Allstate accomplished something in the third quarter it hasn’t done since 2006: grow the number of homeowners’ policies on its books.
After Hurricane Katrina in 2005, the Northbrook, Ill.-based home and auto insurer reduced its exposure to such catastrophe-prone areas as Florida and Louisiana. Allstate historically also has shown a willingness to cede market share to maintain its profit margins.
As a result, the number of homeowners’ policies on its books has fallen for years. In recent quarters, however, that decline has slowed, and, in the quarter ended Sept. 30, Allstate grew its homeowners’ policies count, to 6.082 million from 6.077 million. Its peak was 7.8 million.
"While it is by a small number of policies, it is pretty widespread; widespread geographically and widespread in terms of being both favorable new business and retention," Matt Winter, head of Allstate’s personal insurance lines, told analysts during a Thursday earnings call. "We now have 21 states that are growing year-over-year" in the number of homeowners.

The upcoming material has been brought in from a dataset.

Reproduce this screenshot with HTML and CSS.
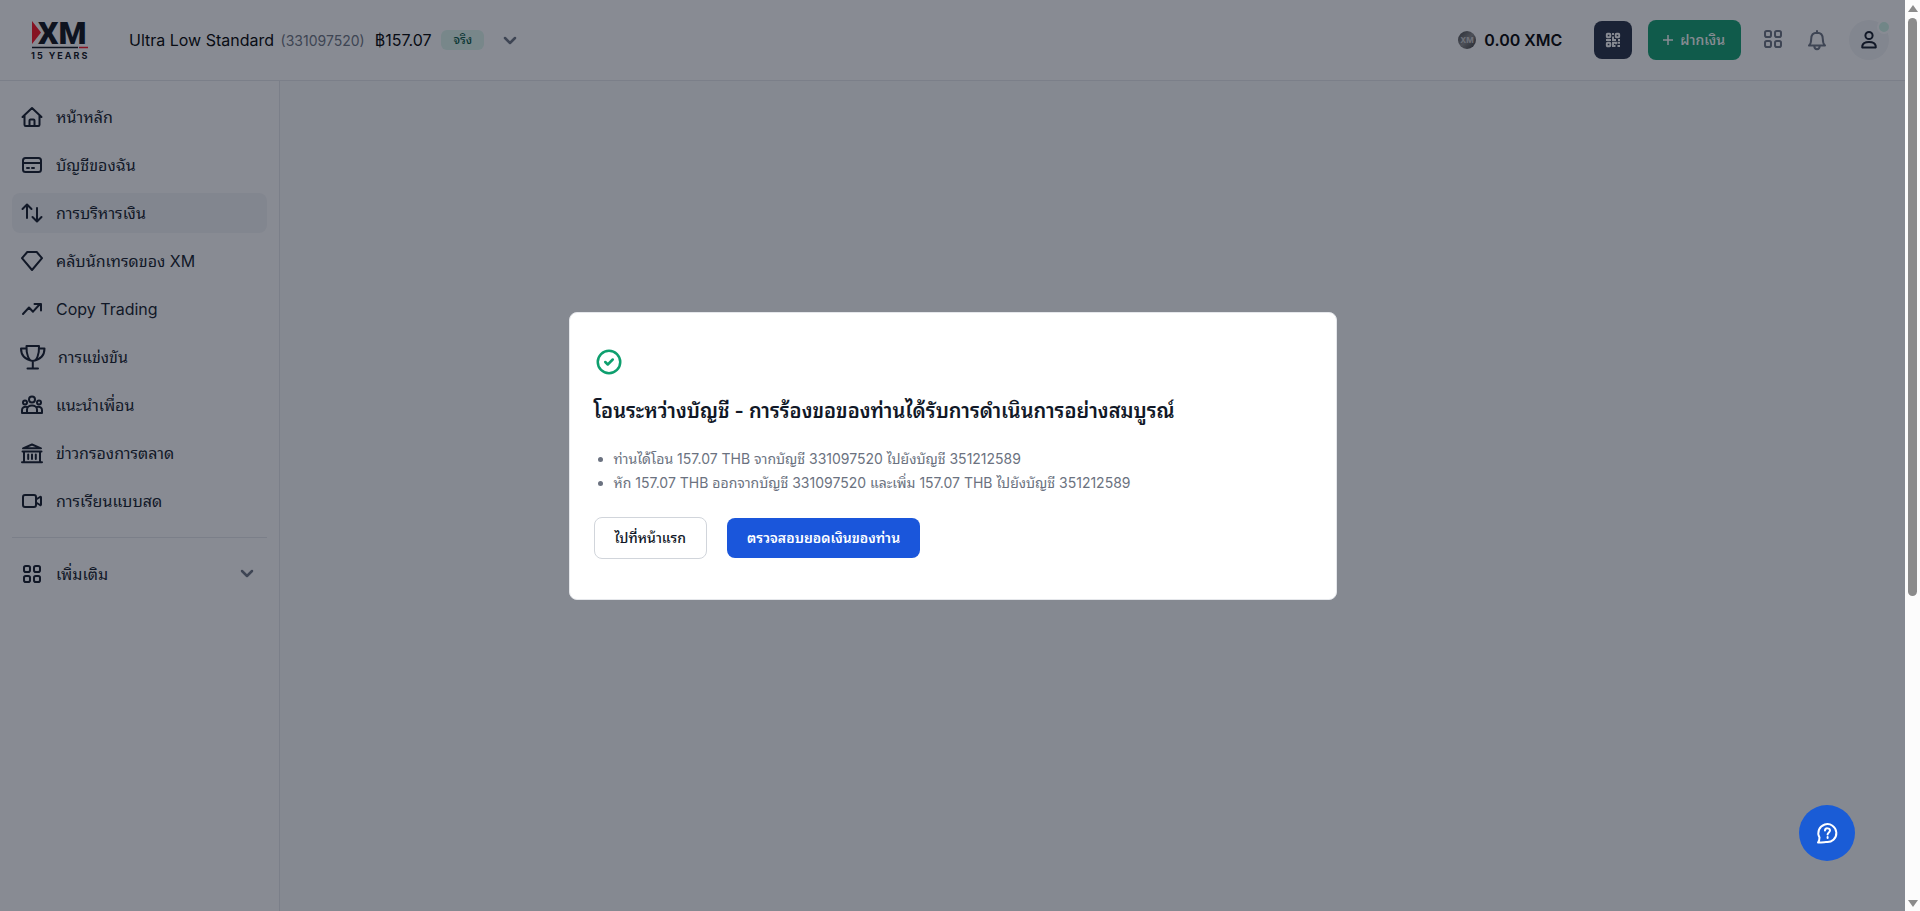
FILE: index.html
```html
<!DOCTYPE html>
<html lang="th">
<head>
<meta charset="UTF-8">
<meta name="viewport" content="width=device-width, initial-scale=1.0">
<title>XM - โอนระหว่างบัญชี</title>
<link rel="stylesheet" href="styles.css">
</head>
<body>
  <div class="app">
    <header class="topbar">
      <a href="#" class="logo" aria-label="XM 15 years">
        <svg width="60" height="58" viewBox="0 -8 60 58">
          <path d="M2 2 11 13.500 2 25z" fill="#fa0f1e"/>
          <text class="logo-xm" x="8" y="25">XM</text>
          <path d="M2 28.500h46" stroke="#0b0f17" stroke-width="1.500"/>
          <path d="M49 28.500h9" stroke="#fa0f1e" stroke-width="1.500"/>
          <text class="logo-years" x="1" y="40">15 YEARS</text>
        </svg>
      </a>
      <button class="account">
        <span class="account-name">Ultra Low Standard <small>(331097520)</small></span>
        <span class="account-balance">฿157.07</span>
        <span class="badge">จริง</span>
        <svg class="chevron" width="20" height="20" viewBox="0 0 20 20"><path d="m5 8 5 5 5-5"/></svg>
      </button>
      <div class="actions">
        <div class="coins">
          <svg width="18" height="18" viewBox="0 0 18 18">
            <defs><linearGradient id="coin" x2="1" y2="1"><stop offset="0" stop-color="#444"/><stop offset=".5" stop-color="#888"/><stop offset="1" stop-color="#333"/></linearGradient></defs>
            <circle cx="9" cy="9" r="9" fill="url(#coin)"/>
            <text class="coin-text" x="9" y="12">XM</text>
          </svg>
          <span>0.00 XMC</span>
        </div>
        <button class="qr" aria-label="QR">
          <svg width="16" height="16" viewBox="0 0 16 16" fill="none" stroke="#fff" stroke-width="1.900">
            <rect x="1.800" y="1.800" width="3.500" height="3.500" rx=".8"/><rect x="10.700" y="1.800" width="3.500" height="3.500" rx=".8"/><rect x="1.800" y="10.700" width="3.500" height="3.500" rx=".8"/>
            <path d="M8 1v2M8 4.500V8h3M1 8h5M13 8h2M8 15v-4.300h3v1.500M12.500 10.700H15M12.500 14H15M9 14h1.500"/>
          </svg>
        </button>
        <button class="deposit">
          <svg width="16" height="16" viewBox="0 0 16 16"><path d="M8 3v10M3 8h10" stroke="#fff" stroke-width="1.500"/></svg>
          ฝากเงิน
        </button>
        <button class="icon-btn" aria-label="Apps">
          <svg class="icon" width="24" height="24" viewBox="0 0 24 24"><rect x="4" y="3" width="6" height="6" rx="1.800"/><rect x="14" y="3" width="6" height="6" rx="1.800"/><rect x="4" y="13" width="6" height="6" rx="1.800"/><rect x="14" y="13" width="6" height="6" rx="1.800"/></svg>
        </button>
        <button class="icon-btn" aria-label="Notifications">
          <svg class="icon" width="24" height="24" viewBox="0 0 24 24"><path d="M4 17.500h16c-2-1.700-2.200-3.500-2.200-6.500 0-4-2-6.200-5.800-6.200S6.200 7 6.200 11c0 3-.2 4.800-2.200 6.500zM12 3v2M9.300 18c0 4.200 5.400 4.200 5.400 0"/></svg>
        </button>
        <button class="avatar" aria-label="Profile">
          <svg class="icon" width="24" height="24" viewBox="0 0 24 24"><circle cx="12" cy="7.500" r="3.600"/><path d="M6 19.500c-.8 0-1-.5-.8-1.300C5.700 15.500 7.500 14 12 14s6.300 1.500 6.800 4.200c.2.800 0 1.300-.8 1.300z"/></svg>
          <span class="dot"></span>
        </button>
      </div>
    </header>

    <div class="main">
      <nav class="sidebar">
        <a href="#" class="nav-item">
          <svg class="icon" width="24" height="24" viewBox="0 0 24 24"><path d="M2.500 12 12 3l9.500 9M4.500 10.500v9.300c0 .7.400 1.200 1.200 1.200h12.600c.8 0 1.200-.5 1.200-1.200v-9.300M9.500 21v-5.500c0-.6.400-1 1-1h3c.6 0 1 .4 1 1V21"/></svg>
          หน้าหลัก
        </a>
        <a href="#" class="nav-item">
          <svg class="icon" width="24" height="24" viewBox="0 0 24 24"><rect x="3" y="5" width="18" height="14" rx="2.500"/><path d="M3 10h18M7 15h2M12 15h2"/></svg>
          บัญชีของฉัน
        </a>
        <a href="#" class="nav-item active">
          <svg class="icon" width="24" height="24" viewBox="0 0 24 24"><path d="M7 17V4M2.500 8 7 3.500 11.500 8M17 7v13M12.500 16l4.500 4.500 4.500-4.500"/></svg>
          การบริหารเงิน
        </a>
        <a href="#" class="nav-item">
          <svg class="icon" width="24" height="24" viewBox="0 0 24 24"><path d="M7.300 3h9.400L22 9.200 12 21 2 9.200z"/></svg>
          คลับนักเทรดของ XM
        </a>
        <a href="#" class="nav-item">
          <svg class="icon" width="24" height="24" viewBox="0 0 24 24"><path d="m3 17 6-6.500 4 4.200 7-7.700M14.500 7H21v6.500"/></svg>
          Copy Trading
        </a>
        <a href="#" class="nav-item">
          <svg class="icon" width="26" height="26" viewBox="0 0 26 26"><path d="M6.500 2h12.500c.3 8-2 15-6.200 15S6.200 10 6.500 2zM6.500 4.500H1c0 6 3.500 11 11.800 12.500M19 4.500h5.500c0 6-3.500 11-11.700 12.500M12.800 17v7.500M7.500 24.500H18"/></svg>
          การแข่งขัน
        </a>
        <a href="#" class="nav-item">
          <svg class="icon" width="24" height="24" viewBox="0 0 24 24"><circle cx="12" cy="6.500" r="3"/><circle cx="5" cy="9.500" r="2"/><circle cx="19" cy="9.500" r="2"/><path d="M7 20v-3.500c0-5.300 10-5.300 10 0V20zM7 20H2v-3c0-2.500 2-3.500 5-3M17 20h5v-3c0-2.500-2-3.500-5-3"/></svg>
          แนะนำเพื่อน
        </a>
        <a href="#" class="nav-item">
          <svg class="icon" width="24" height="24" viewBox="0 0 24 24"><path d="M3 7.300h18L12 3.500zM2.500 10.500h19M4 10.500V20M20 10.500V20M2 21.300h20M8.200 13.500V18M12 13.500V18M15.800 13.500V18"/></svg>
          ข่าวกรองการตลาด
        </a>
        <a href="#" class="nav-item">
          <svg class="icon" width="24" height="24" viewBox="0 0 24 24"><rect x="3" y="6" width="13" height="12" rx="2"/><path d="m16 10.500 4-2.500c.6-.3 1 0 1 .5v7c0 .5-.4.800-1 .5l-4-2.500"/></svg>
          การเรียนแบบสด
        </a>
        <hr>
        <button class="nav-item more">
          <svg class="icon" width="24" height="24" viewBox="0 0 24 24"><rect x="4" y="4" width="6" height="6" rx="1.800"/><rect x="14" y="4" width="6" height="6" rx="1.800"/><rect x="4" y="14" width="6" height="6" rx="1.800"/><rect x="14" y="14" width="6" height="6" rx="1.800"/></svg>
          เพิ่มเติม
          <svg class="chevron" width="20" height="20" viewBox="0 0 20 20"><path d="m5 7 5 5 5-5"/></svg>
        </button>
      </nav>
      <main class="content"></main>
    </div>

    <div class="overlay">
      <div class="modal" role="dialog" aria-labelledby="modal-title">
        <svg class="success" width="30" height="30" viewBox="0 0 24 24"><circle cx="12" cy="12" r="9"/><path d="m9 12 2 2 4-4"/></svg>
        <h2 id="modal-title">โอนระหว่างบัญชี - การร้องขอของท่านได้รับการดำเนินการอย่างสมบูรณ์</h2>
        <ul>
          <li>ท่านได้โอน 157.07 THB จากบัญชี 331097520 ไปยังบัญชี 351212589</li>
          <li>หัก 157.07 THB ออกจากบัญชี 331097520 และเพิ่ม 157.07 THB ไปยังบัญชี 351212589</li>
        </ul>
        <div class="modal-buttons">
          <button class="btn btn-outline">ไปที่หน้าแรก</button>
          <button class="btn btn-primary">ตรวจสอบยอดเงินของท่าน</button>
        </div>
      </div>
    </div>

    <button class="help" aria-label="Help">
      <svg width="24" height="24" viewBox="0 0 24 24"><path d="M3 21.500c1.300-1.700 1.500-3 1.500-5A9 9 0 1 1 11 21c-1.500 0-3 .5-8 .5zM10 9.500c.2-3 5-2.700 5 .1 0 1.900-2.400 1.900-2.400 4M12.600 16v1"/></svg>
    </button>
  </div>

  <div class="scrollbar">
    <span class="arrow up"></span>
    <div class="track"><div class="thumb"></div></div>
    <span class="arrow down"></span>
  </div>
</body>
</html>
```
FILE: styles.css
```css
* {
  box-sizing: border-box;
}

body {
  margin: 0;
  display: flex;
  min-height: 100vh;
  font-family: Inter, "Noto Sans Thai Looped", Loma, sans-serif;
  font-size: 16px;
  line-height: 24px;
  color: #111827;
}

button {
  font: inherit;
  color: inherit;
  background: none;
  border: none;
  padding: 0;
}

svg {
  display: block;
  flex-shrink: 0;
}

.app {
  position: relative;
  flex: 1;
  display: flex;
  flex-direction: column;
  background: #fff;
}

.icon {
  fill: none;
  stroke: currentColor;
  stroke-width: 2;
  stroke-linecap: round;
  stroke-linejoin: round;
}

.chevron {
  fill: none;
  stroke: #6b7280;
  stroke-width: 2.5;
  stroke-linecap: round;
  stroke-linejoin: round;
}

/* top bar */
.topbar {
  display: flex;
  align-items: center;
  height: 81px;
  padding: 0 16px 0 30px;
  border-bottom: 1px solid #e5e7eb;
}

.logo {
  margin-right: 39px;
}

.logo-xm {
  font: 900 32px Roboto, sans-serif;
  fill: #0b0f17;
}

.logo-years {
  font: 700 9px Inter, sans-serif;
  letter-spacing: 2px;
  fill: #0b0f17;
}

.account {
  display: flex;
  align-items: center;
  gap: 10px;
  color: #000;
}

.account small {
  margin-left: 2px;
  font-size: 14px;
  color: #6b7280;
}

.badge {
  padding: 0 12px;
  border-radius: 6px;
  background: #def7ec;
  color: #03543f;
  font-size: 12px;
  font-weight: 500;
  line-height: 20px;
}

.account .chevron {
  margin-left: 6px;
}

.actions {
  display: flex;
  align-items: center;
  margin-left: auto;
}

.coins {
  display: flex;
  align-items: center;
  gap: 8px;
  margin-right: 32px;
  color: #000;
  font-weight: 600;
}

.coin-text {
  font: 700 8px Inter, sans-serif;
  fill: #ccc;
  text-anchor: middle;
}

.qr {
  display: flex;
  align-items: center;
  justify-content: center;
  width: 38px;
  height: 38px;
  margin-right: 16px;
  border-radius: 8px;
  background: #232c42;
}

.deposit {
  display: flex;
  align-items: center;
  gap: 4px;
  height: 40px;
  margin-right: 20px;
  padding: 0 16px 0 12px;
  border-radius: 8px;
  background: #0e9f6e;
  color: #fff;
  font-size: 14px;
  font-weight: 500;
}

.icon-btn {
  margin-right: 20px;
  color: #6b7280;
}

.avatar {
  position: relative;
  display: flex;
  align-items: center;
  justify-content: center;
  width: 40px;
  height: 40px;
  border-radius: 50%;
  background: #f3f4f6;
}

.dot {
  position: absolute;
  top: 0;
  right: -2px;
  width: 14px;
  height: 14px;
  border: 2px solid #fff;
  border-radius: 50%;
  background: #d0f5e6;
}

/* sidebar */
.main {
  flex: 1;
  display: flex;
}

.sidebar {
  display: flex;
  flex-direction: column;
  gap: 8px;
  width: 280px;
  padding: 16px 12px;
  border-right: 1px solid #e5e7eb;
}

.nav-item {
  display: flex;
  align-items: center;
  gap: 12px;
  height: 40px;
  padding: 0 8px;
  border-radius: 8px;
  color: #111827;
  text-decoration: none;
}

.nav-item.active {
  background: #f3f4f6;
}

.sidebar hr {
  width: 100%;
  margin: 8px 0;
  border: none;
  border-top: 1px solid #e5e7eb;
}

.more {
  padding-right: 10px;
}

.more .chevron {
  margin-left: auto;
}

.content {
  flex: 1;
  background: #f9fafb;
}

/* modal */
.overlay {
  position: absolute;
  inset: 0;
  display: flex;
  align-items: center;
  justify-content: center;
  background: rgba(17, 24, 39, 0.5);
}

.modal {
  width: 768px;
  padding: 34px 24px 40px;
  border: 1px solid #e5e7eb;
  border-radius: 8px;
  background: #fff;
}

.success {
  fill: none;
  stroke: #0e9f6e;
  stroke-width: 2;
  stroke-linecap: round;
  stroke-linejoin: round;
}

.modal h2 {
  margin: 18px 0 20px;
  font-size: 20px;
  font-weight: 600;
  line-height: 32px;
}

.modal ul {
  margin: 0 0 22px;
  padding-left: 20px;
  color: #6b7280;
  font-size: 14px;
}

.modal-buttons {
  display: flex;
  align-items: center;
  gap: 20px;
}

.btn {
  padding: 8px 20px;
  border-radius: 8px;
  font-size: 14px;
  font-weight: 500;
}

.btn-outline {
  border: 1px solid #d1d5db;
}

.btn-primary {
  background: #1a56db;
  color: #fff;
  font-weight: 600;
}

.help {
  position: absolute;
  right: 50px;
  bottom: 50px;
  display: flex;
  align-items: center;
  justify-content: center;
  width: 56px;
  height: 56px;
  border-radius: 50%;
  background: #1a5cd6;
}

.help svg {
  fill: none;
  stroke: #fff;
  stroke-width: 2;
  stroke-linecap: round;
  stroke-linejoin: round;
}

/* scrollbar */
.scrollbar {
  display: flex;
  flex-direction: column;
  align-items: center;
  width: 15px;
  padding: 5px 0 4px;
  background: #fcfcfc;
}

.track {
  flex: 1;
  width: 9px;
  margin: 6px 0;
}

.thumb {
  height: 66%;
  border-radius: 5px;
  background: #8b8b8b;
}

.arrow {
  border: 5px solid transparent;
}

.arrow.up {
  border-top: none;
  border-bottom: 7px solid #8b8b8b;
}

.arrow.down {
  border-bottom: none;
  border-top: 7px solid #8b8b8b;
}
```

Allstate’s Esurance arm continues to lose money. Allstate bought the online seller of coverage in 2011 for $1 billion to better take on Geico and Progressive. Esurance had policy growth of 14 percent in the quarter, but that growth rate has slowed from a 32 percent policy growth rate in the same period a year ago as Allstate tries to improve the unit’s profits, including by charging higher prices for coverage.
"We like the deal," Allstate Chief Executive Tom Wilson said in response to an analyst question about Esurance. "We’re glad we paid a lot of money for it, and we are even happier that it has turned out to be growing, and we’re going to make money on it."
One analyst asked about Allstate’s spending on stock buybacks and dividends.
In the third quarter, it paid $122 million in common stock dividends and bought back $926 million in common stock.
For perspective, it had operating income of nearly $600 million in the third quarter.
"We have plenty of capital and are feeling good about our returns," CEO Wilson replied.
Another analyst asked why Allstate — which has driver-monitoring programs, including mobile apps and devices that plug into cars, that offer potential discounts — doesn’t strike a deal with an automaker to work on connected cars.
"The average age of the fleet is 11 years old," Wilson said. "So there are a whole bunch of people out there driving that we would like to offer them the opportunity to get more sophisticated pricing as opposed to waiting until they buy a new car."
But Wilson said Allstate is "actively in conversations with everybody," including automakers and telecommunications companies, about driver-monitoring programs, commonly called "telematics."
After the market closed Wednesday, Allstate reported higher-than-expected third-quarter profits as it generated more in premiums.
At midday Thursday, Allstate shares were up 1.4 percent to $63.89, beating the wider market.